REQUIREMENT: Count how many lines in this material contain "React". The answer is that number alone.

— start —

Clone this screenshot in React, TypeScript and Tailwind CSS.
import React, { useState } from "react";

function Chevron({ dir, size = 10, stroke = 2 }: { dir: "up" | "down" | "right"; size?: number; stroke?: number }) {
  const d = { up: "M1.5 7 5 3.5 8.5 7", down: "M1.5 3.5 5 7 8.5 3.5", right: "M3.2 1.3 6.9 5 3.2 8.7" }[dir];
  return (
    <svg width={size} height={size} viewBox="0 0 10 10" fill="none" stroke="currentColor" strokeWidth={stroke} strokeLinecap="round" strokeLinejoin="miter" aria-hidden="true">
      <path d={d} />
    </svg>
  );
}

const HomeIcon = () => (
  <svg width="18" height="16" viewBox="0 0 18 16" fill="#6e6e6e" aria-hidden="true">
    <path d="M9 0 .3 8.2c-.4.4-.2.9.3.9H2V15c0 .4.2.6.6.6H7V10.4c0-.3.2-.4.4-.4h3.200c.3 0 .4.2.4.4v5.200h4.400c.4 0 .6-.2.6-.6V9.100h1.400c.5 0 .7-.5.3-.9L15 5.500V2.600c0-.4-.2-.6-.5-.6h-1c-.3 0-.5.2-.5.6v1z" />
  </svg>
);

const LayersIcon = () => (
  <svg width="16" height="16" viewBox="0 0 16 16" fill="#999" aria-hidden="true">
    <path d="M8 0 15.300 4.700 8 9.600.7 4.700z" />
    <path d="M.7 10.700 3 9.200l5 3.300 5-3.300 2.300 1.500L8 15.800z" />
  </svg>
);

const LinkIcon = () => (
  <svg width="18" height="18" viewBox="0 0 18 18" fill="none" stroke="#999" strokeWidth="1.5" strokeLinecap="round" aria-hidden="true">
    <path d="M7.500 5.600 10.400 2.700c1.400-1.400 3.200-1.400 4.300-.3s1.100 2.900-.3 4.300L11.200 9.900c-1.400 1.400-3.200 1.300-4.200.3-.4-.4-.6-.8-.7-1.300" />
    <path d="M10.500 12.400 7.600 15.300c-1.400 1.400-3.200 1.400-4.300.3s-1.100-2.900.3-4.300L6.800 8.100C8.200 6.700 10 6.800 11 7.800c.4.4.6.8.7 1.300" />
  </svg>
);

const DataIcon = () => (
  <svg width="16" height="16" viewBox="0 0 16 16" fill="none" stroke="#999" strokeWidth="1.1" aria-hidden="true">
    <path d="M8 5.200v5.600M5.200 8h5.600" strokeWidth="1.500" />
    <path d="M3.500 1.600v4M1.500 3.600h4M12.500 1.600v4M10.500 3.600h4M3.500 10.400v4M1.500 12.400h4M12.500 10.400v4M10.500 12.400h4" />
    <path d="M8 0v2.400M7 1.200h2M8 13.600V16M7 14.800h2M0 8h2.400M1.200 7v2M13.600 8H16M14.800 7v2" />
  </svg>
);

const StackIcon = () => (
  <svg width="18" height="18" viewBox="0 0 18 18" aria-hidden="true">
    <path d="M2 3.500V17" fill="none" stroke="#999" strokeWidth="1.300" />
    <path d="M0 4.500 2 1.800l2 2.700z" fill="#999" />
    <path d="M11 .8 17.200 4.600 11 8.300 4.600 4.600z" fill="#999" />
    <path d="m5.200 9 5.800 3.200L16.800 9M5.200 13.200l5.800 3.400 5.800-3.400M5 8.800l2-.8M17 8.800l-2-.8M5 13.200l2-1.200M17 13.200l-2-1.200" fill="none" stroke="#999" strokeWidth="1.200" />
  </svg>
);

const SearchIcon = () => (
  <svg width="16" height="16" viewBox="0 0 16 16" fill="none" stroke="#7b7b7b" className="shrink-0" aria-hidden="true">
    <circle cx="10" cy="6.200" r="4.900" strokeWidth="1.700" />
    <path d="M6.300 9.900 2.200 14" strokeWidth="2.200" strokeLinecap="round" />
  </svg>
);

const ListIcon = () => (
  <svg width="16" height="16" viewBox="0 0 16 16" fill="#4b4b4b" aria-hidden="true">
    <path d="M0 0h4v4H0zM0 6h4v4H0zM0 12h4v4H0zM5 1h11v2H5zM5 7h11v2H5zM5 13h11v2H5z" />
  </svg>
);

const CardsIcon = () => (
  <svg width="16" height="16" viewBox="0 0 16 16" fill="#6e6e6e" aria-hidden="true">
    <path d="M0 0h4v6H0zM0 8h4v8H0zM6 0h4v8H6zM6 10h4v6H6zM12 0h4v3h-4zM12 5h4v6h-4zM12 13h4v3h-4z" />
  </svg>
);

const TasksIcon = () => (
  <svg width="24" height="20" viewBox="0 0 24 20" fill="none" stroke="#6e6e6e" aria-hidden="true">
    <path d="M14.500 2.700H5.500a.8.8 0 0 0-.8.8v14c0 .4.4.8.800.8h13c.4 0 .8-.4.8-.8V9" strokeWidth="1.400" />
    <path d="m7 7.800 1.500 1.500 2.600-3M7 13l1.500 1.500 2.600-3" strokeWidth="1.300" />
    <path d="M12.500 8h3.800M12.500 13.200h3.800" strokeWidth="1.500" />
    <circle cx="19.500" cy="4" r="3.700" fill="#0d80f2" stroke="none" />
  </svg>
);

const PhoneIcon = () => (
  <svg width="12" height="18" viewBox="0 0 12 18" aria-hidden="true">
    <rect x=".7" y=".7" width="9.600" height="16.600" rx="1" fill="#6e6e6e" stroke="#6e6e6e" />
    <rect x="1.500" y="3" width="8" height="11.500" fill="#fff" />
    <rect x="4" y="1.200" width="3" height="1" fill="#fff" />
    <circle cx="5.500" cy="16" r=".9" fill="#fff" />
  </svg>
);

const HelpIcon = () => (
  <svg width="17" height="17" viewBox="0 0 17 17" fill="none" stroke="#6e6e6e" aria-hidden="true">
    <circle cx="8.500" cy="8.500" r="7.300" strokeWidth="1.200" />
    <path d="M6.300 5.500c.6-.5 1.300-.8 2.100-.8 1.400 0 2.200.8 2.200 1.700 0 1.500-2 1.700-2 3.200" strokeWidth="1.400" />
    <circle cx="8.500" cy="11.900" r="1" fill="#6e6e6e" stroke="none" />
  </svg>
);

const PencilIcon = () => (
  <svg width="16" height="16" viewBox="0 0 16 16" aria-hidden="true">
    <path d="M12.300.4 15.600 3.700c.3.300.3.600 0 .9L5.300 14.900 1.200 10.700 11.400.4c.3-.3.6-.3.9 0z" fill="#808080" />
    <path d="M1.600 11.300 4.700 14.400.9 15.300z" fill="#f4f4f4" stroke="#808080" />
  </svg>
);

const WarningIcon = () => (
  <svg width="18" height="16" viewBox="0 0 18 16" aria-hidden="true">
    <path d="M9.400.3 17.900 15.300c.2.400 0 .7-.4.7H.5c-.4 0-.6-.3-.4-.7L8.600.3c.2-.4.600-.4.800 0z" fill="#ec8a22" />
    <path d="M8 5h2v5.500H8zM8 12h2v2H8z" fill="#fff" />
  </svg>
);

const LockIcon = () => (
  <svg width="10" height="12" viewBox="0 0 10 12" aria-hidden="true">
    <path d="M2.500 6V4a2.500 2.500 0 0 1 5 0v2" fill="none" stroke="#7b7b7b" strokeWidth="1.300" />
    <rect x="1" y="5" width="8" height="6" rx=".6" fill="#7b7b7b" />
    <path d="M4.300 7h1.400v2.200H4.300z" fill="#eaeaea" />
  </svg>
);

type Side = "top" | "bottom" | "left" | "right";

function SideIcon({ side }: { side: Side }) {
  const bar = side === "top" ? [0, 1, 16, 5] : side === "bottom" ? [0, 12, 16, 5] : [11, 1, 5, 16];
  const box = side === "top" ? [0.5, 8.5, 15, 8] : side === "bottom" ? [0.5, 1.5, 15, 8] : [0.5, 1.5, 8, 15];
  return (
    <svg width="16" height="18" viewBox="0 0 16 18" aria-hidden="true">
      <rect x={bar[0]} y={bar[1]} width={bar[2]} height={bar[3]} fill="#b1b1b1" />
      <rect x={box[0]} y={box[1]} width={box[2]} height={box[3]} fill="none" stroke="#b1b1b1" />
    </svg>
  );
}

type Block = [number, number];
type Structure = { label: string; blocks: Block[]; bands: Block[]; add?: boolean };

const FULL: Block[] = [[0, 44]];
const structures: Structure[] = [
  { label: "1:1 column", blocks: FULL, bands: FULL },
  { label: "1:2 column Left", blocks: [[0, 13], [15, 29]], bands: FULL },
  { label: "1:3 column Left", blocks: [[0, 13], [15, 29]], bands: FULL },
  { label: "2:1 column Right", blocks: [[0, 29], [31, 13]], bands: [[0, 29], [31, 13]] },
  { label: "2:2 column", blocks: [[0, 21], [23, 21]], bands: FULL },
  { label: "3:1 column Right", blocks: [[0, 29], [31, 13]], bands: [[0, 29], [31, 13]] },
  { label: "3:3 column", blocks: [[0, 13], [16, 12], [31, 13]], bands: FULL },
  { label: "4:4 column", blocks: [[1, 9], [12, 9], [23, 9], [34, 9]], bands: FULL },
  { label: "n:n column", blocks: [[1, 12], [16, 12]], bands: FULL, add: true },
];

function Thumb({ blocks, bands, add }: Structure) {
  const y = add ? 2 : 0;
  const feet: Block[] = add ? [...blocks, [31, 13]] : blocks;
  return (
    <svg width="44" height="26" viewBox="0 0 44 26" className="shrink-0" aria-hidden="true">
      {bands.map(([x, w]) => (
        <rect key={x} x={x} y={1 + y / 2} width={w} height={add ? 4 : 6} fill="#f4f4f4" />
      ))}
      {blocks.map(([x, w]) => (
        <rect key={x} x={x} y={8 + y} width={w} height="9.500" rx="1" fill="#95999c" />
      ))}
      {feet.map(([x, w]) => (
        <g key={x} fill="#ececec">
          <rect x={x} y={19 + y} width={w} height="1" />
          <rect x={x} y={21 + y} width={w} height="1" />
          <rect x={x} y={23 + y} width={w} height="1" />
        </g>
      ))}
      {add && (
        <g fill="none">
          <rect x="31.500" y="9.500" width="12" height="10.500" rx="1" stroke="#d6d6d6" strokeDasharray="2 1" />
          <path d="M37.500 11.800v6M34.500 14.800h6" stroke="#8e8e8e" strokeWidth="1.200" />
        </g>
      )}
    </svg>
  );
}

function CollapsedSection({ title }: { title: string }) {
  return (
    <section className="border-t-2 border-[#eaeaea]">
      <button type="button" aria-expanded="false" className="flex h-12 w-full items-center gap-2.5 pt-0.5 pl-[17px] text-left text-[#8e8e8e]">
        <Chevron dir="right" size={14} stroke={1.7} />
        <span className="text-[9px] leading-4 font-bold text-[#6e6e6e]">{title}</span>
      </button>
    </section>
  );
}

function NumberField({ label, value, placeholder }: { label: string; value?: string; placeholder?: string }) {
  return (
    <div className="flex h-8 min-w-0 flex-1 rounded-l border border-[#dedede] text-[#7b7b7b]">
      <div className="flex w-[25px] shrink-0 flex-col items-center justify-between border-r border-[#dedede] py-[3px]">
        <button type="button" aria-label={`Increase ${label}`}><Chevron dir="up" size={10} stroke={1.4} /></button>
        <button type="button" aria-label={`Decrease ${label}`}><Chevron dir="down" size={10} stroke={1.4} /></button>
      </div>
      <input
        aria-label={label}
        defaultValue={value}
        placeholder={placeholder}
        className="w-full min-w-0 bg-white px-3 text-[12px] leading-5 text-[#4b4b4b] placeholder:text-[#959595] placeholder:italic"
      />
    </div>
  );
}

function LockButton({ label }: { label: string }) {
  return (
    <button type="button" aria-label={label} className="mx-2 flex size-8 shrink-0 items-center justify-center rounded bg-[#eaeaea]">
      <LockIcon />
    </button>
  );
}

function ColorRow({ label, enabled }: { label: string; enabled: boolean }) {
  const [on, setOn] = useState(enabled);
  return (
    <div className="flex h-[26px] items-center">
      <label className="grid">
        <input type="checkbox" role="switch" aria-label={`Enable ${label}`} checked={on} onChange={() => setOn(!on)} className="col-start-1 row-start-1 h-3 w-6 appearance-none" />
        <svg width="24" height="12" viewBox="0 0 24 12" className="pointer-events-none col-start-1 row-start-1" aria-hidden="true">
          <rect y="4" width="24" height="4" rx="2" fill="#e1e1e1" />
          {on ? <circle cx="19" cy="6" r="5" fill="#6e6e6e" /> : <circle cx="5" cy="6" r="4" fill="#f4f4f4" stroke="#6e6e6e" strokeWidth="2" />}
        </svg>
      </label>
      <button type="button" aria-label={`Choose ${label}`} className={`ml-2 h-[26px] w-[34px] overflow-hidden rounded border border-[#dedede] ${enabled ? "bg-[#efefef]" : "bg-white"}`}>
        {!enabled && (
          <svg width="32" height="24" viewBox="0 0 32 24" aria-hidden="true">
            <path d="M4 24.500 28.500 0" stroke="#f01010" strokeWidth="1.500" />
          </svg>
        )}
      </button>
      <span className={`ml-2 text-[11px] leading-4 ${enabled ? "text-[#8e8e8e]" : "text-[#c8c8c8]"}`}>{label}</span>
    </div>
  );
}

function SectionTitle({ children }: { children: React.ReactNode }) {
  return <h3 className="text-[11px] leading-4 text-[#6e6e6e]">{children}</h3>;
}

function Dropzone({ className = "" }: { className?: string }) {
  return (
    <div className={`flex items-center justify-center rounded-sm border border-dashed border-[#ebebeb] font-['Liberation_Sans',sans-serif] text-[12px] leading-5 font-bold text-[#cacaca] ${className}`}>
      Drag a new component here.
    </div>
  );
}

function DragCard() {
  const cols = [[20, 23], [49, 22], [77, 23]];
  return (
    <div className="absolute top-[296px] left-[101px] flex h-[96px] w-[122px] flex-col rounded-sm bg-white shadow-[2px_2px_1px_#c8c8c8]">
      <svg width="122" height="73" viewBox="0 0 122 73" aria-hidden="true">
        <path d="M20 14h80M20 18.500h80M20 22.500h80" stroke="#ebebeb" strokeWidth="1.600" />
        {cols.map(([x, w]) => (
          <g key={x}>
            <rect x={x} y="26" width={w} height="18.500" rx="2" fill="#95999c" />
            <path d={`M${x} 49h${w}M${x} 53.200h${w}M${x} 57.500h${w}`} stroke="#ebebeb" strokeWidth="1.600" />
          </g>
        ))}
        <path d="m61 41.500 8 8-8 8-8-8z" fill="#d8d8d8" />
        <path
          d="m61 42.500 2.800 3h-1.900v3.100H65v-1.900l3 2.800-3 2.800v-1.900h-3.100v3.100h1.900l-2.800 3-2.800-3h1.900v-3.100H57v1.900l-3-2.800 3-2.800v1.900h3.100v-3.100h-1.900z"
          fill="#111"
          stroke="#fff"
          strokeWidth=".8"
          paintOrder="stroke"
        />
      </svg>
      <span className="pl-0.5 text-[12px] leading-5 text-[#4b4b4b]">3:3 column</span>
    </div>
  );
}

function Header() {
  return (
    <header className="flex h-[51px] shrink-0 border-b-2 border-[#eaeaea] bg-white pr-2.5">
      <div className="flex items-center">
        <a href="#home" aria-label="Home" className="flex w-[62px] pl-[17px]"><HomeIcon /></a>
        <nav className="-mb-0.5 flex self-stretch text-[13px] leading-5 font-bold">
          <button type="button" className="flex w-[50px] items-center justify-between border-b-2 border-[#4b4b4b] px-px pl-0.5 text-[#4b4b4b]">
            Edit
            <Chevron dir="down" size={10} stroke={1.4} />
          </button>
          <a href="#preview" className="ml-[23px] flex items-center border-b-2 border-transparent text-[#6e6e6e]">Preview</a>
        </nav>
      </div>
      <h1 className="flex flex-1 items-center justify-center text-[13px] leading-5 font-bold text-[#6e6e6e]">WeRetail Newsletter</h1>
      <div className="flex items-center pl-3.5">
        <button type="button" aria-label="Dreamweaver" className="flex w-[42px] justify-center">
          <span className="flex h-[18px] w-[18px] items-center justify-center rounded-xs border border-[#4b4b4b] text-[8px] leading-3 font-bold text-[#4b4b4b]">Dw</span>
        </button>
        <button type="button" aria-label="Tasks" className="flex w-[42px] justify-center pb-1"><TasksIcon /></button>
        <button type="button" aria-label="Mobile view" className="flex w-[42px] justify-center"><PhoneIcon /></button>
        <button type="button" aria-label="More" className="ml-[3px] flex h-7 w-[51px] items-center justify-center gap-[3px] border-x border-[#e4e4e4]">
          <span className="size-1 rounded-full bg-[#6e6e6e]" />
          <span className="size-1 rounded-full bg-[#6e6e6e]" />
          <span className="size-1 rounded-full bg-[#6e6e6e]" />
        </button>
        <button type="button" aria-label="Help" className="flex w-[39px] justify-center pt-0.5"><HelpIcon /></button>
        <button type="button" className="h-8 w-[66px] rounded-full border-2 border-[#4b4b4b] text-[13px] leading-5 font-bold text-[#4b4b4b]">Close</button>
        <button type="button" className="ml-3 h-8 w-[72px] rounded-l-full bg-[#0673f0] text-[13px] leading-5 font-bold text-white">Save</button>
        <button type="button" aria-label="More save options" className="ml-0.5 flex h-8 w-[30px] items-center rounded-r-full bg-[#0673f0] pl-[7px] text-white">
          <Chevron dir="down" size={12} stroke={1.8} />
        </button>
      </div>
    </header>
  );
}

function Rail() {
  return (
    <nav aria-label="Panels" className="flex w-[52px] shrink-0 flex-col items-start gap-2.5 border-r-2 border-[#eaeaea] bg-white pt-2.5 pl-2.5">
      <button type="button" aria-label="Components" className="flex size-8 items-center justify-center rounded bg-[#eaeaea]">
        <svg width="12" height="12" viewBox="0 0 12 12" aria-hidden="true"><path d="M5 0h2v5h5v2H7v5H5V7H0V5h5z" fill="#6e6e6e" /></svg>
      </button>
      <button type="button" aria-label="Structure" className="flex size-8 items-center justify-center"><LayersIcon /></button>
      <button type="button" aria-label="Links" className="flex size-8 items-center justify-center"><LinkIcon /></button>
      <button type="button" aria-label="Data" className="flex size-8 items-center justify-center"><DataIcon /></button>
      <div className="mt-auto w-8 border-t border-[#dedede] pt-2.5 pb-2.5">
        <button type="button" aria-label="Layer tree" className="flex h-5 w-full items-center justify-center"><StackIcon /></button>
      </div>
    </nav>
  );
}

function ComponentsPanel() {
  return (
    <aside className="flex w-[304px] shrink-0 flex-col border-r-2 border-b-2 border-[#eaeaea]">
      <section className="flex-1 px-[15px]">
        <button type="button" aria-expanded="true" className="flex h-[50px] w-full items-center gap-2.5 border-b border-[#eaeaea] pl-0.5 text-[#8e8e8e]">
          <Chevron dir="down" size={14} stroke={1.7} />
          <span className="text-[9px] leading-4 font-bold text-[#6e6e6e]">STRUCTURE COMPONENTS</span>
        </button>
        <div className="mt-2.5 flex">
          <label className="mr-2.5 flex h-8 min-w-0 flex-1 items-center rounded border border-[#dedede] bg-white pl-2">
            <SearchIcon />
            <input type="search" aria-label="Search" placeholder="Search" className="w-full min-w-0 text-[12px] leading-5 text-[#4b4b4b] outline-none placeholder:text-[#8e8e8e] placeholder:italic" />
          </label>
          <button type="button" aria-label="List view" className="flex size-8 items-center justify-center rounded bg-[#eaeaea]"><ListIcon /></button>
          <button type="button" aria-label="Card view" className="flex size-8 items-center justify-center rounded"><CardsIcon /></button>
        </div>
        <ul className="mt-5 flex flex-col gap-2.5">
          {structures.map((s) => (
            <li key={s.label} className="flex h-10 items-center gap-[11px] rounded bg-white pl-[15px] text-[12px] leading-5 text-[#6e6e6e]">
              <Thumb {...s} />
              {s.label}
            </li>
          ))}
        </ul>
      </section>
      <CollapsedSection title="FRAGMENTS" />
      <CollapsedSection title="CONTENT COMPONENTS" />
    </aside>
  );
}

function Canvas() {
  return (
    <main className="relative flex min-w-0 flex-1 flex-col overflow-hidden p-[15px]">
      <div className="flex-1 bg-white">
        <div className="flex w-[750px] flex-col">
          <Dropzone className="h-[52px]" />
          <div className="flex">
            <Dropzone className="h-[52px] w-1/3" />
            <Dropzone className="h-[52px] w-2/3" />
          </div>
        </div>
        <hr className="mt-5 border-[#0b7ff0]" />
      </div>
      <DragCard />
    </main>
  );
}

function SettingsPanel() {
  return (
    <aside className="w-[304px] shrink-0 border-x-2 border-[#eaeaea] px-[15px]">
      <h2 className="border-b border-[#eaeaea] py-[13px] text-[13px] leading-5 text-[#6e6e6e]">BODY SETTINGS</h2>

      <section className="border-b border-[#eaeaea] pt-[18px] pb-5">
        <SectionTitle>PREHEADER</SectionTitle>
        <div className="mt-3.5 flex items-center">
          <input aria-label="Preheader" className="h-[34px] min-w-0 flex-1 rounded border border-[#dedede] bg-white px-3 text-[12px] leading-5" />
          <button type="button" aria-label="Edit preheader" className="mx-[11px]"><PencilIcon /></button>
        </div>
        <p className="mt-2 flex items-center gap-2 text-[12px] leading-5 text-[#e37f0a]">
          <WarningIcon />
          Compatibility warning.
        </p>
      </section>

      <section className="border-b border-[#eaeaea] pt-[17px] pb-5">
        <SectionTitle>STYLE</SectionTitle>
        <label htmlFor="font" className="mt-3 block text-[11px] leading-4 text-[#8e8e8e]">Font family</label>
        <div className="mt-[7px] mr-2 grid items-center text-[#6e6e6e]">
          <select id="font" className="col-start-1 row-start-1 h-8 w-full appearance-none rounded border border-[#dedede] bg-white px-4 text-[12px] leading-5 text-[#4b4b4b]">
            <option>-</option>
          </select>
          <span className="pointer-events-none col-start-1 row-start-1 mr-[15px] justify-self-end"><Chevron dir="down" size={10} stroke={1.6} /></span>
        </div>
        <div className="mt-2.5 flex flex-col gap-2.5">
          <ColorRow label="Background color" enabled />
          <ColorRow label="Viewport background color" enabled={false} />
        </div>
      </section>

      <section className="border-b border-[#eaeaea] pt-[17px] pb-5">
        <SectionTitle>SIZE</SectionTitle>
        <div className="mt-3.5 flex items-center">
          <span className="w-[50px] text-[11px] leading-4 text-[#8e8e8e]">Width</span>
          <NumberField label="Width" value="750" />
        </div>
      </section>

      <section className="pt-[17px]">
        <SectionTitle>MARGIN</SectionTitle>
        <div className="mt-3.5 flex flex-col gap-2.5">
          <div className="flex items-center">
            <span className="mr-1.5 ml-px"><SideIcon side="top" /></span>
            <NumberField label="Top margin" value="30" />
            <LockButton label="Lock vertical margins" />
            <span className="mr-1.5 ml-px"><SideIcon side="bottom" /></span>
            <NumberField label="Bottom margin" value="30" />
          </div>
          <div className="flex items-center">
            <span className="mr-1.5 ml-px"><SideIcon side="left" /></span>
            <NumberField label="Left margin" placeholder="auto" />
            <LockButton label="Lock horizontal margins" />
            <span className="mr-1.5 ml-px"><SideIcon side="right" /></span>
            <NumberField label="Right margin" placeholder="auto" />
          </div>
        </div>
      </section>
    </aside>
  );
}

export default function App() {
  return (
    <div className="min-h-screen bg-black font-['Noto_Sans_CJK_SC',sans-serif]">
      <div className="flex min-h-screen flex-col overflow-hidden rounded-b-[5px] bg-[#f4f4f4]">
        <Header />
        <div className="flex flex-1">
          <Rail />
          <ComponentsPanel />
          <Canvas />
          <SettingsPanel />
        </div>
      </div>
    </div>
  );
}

— end —

THE RESPONSE: 3